Real-mom sustainability tips:

  • Write five lunch notes on Sunday while watching TV. Grab one each morning. No extra brain power required.
  • Keep blank cards and a Sharpie in your car. Waiting in the pickup line? Write tomorrow’s note.
  • Set a phone reminder for Monday, Wednesday, Friday: “Leave note for kids.” It takes the decision-making out of it.
  • Get siblings involved. Teach them to leave notes for each other.

Our words become their inner voice. The things we tell them become the things they tell themselves when we’re not there. When they’re facing a hard test, a mean friend, a disappointment. Our notes create the foundation they build their self-worth on. Click here if you’re looking to teach your child about love beyond romance.

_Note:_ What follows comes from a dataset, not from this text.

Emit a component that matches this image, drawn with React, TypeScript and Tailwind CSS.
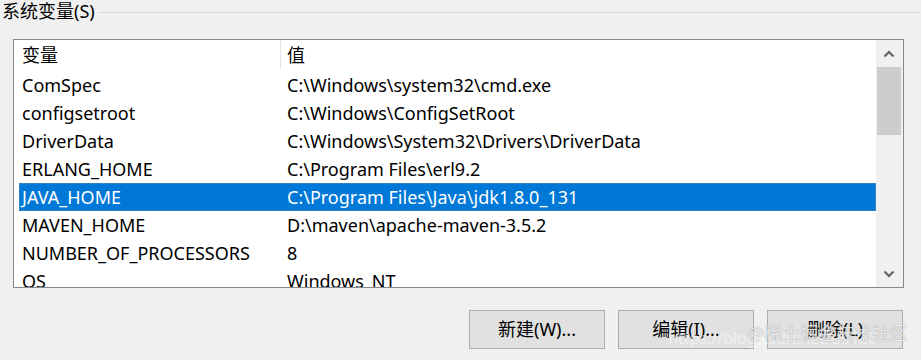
const rows = [
  { name: 'ComSpec', value: 'C:\\Windows\\system32\\cmd.exe' },
  { name: 'configsetroot', value: 'C:\\Windows\\ConfigSetRoot' },
  { name: 'DriverData', value: 'C:\\Windows\\System32\\Drivers\\DriverData' },
  { name: 'ERLANG_HOME', value: 'C:\\Program Files\\erl9.2' },
  { name: 'JAVA_HOME', value: 'C:\\Program Files\\Java\\jdk1.8.0_131', selected: true },
  { name: 'MAVEN_HOME', value: 'D:\\maven\\apache-maven-3.5.2' },
  { name: 'NUMBER_OF_PROCESSORS', value: '8' },
  { name: 'OS', value: 'Windows_NT' },
];

const font = { fontFamily: '"Noto Sans", "Noto Sans CJK SC", sans-serif' };

function Chevron({ up }: { up?: boolean }) {
  return (
    <svg width="12" height="8" viewBox="0 0 12 8">
      <path
        d={up ? 'M1.5 6.5 L6 2 L10.5 6.5' : 'M1.5 1.5 L6 6 L10.5 1.5'}
        fill="none"
        stroke="#606060"
        strokeWidth="2"
      />
    </svg>
  );
}

export default function App() {
  return (
    <div
      className="relative w-[921px] h-[360px] overflow-hidden bg-[#f0f0f0] text-black"
      style={font}
    >
      <div className="flex items-center h-[24px]">
        <span className="pl-[2px] pr-[4px] text-[18px] leading-[24px] -mt-[3px]">系统变量(S)</span>
        <div className="flex-1 h-px bg-[#dcdcdc]" />
      </div>

      <div className="ml-[13px] mt-[15px] w-[891px] h-[249px] border border-[#828790] bg-white flex overflow-hidden">
        <div className="flex-1 flex flex-col pl-[5px]">
          <div className="flex h-[31px] items-center text-[18px] shrink-0">
            <div className="w-[261px] pl-[3px]">变量</div>
            <div className="w-px h-[29px] self-start bg-[#e5e5e5]" />
            <div className="pl-[6px]">值</div>
          </div>
          {rows.map((r) => (
            <div
              key={r.name}
              className={
                r.selected
                  ? 'flex h-[28px] items-center shrink-0 text-[18px] bg-[#0078d7] text-white outline outline-1 outline-dotted outline-[#5a8fb8] -outline-offset-1'
                  : 'flex h-[28px] items-center shrink-0 text-[18px]'
              }
            >
              <div className="w-[268px] pl-[3px] whitespace-nowrap">{r.name}</div>
              <div className="whitespace-nowrap">{r.value}</div>
            </div>
          ))}
        </div>

        <div className="w-[27px] bg-[#f0f0f0] flex flex-col pl-px pr-[2px]">
          <div className="h-[27px] flex items-center justify-center shrink-0">
            <Chevron up />
          </div>
          <div className="h-[68px] bg-[#cdcdcd] shrink-0" />
          <div className="flex-1" />
          <div className="h-[27px] flex items-center justify-center shrink-0">
            <Chevron />
          </div>
        </div>
      </div>

      <div className="flex justify-end gap-[13px] pr-[18px] mt-[22px]">
        {['新建(W)...', '编辑(I)...', '删除(L)'].map((t) => (
          <div
            key={t}
            className="w-[136px] h-[39px] border border-[#adadad] bg-[#e1e1e1] flex items-center justify-center text-[18px]"
          >
            {t}
          </div>
        ))}
      </div>

      <div className="absolute left-[668px] top-[326px] text-[16px] text-white/50 whitespace-nowrap">
        https://blog.csdn.net/u0126
      </div>
      <div
        className="absolute left-[748px] top-[320px] text-[18px] text-white/80 whitespace-nowrap"
        style={{ textShadow: '0 0 1px rgba(0,0,0,0.45)' }}
      >
        @稀土掘金技术社区
      </div>
    </div>
  );
}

This isn’t about adding more to your overflowing plate. It’s about taking things you’re already doing and infusing them with intention. You’re already packing lunch anyway, so please add a little note. You’re already saying goodbye, why not make it special.

The Truth About Showing Love to Your Kids

I used to think I needed to be the perfect mom. I exhausted myself trying to prove my love through perfection.

Valentine’s Day is a beautiful reminder. Our kids don’t need expensive gifts. They need us to show up in the small moments. They need to know that in our chaotic, beautiful mess of a life, we stopped for thirty seconds to tell them they matter. So this Valentine’s Day, start simple. Write one note. Add one small surprise. Look them in the eyes and say one specific thing you love about who they are. Then do it again next week. Not because you have to, but because these tiny, ordinary moments are actually the big ones.

The greatest gift we can give our children isn’t wrapped in red paper. It’s the steady, daily reassurance that they are loved, they are seen, and they are enough exactly as they are.